If there's anything I love these days more than old posters, it's someone else in love with the past, like Steve Dean. His sweetheart is Texas dance halls and I find them to be not unlike old posters in that they're a dying breed.

Like San Antonio poster art, not all of them are Hollywood picturesque. Many of them were just serviceable, built for the immigrant communities that settled throughout Texas. Eastern European settlements faced the powerful task of surviving in a strange land. Polish, Czech, and German culture thrived in dance halls around the state, as would later communities of Cajuns, Mexican-Americans, and African-Americans Dean points out.

"Dance halls are also important documents of historic architecture wherein many of the newly arrived brought their building techniques and adapted them to the harsh new Texas landscape," he writes. "Many of the immigrants had to ban together to merely survive and these hallowed halls were the meeting place where their culture and oftentimes their mere survival were nurtured.

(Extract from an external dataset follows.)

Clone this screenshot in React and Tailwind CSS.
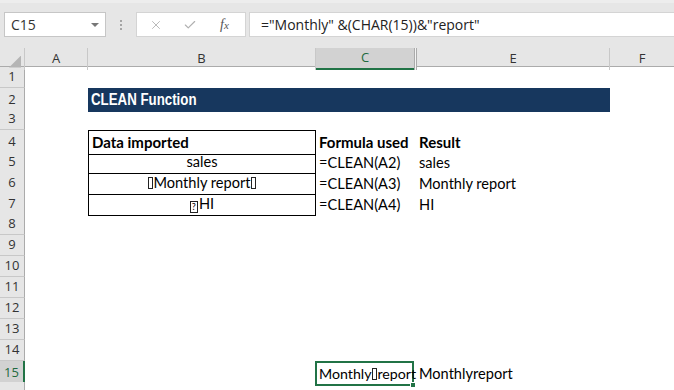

"These were social halls, culture halls, beef clubs, shooting clubs, parish or Catholic halls, exercise halls, and places of community gatherings to raise money and awareness in times of need. The halls helped these struggling cultures survive and were many times one of the first buildings built along with the church, school, or court house."

Dean's so passionate about dance halls and their place as incubators for Texas music that his nonprofit, the Texas Dance Hall Preservation group, is throwing a fundraiser hoedown Friday, April 13 at Ray Benson's Rattle Inn. The Qebe Sisters will weave their gorgeous harmonies into the festivities.

"Natural disasters and other modern factors such as neglect, aging demographics, urban sprawl, the advent of the atomic age and society's interests in TV, Internet, big city jobs, and a turn away from local and family interests within small communities," cites Dean as reasons for the decline of dance halls.

"I do believe, however, that once people experience the fun, beauty, and importance they will realize the joy of these venues."

Tickets for the Texas Dance Hall Preservation benefit are $15 at www.outhousetickets.com.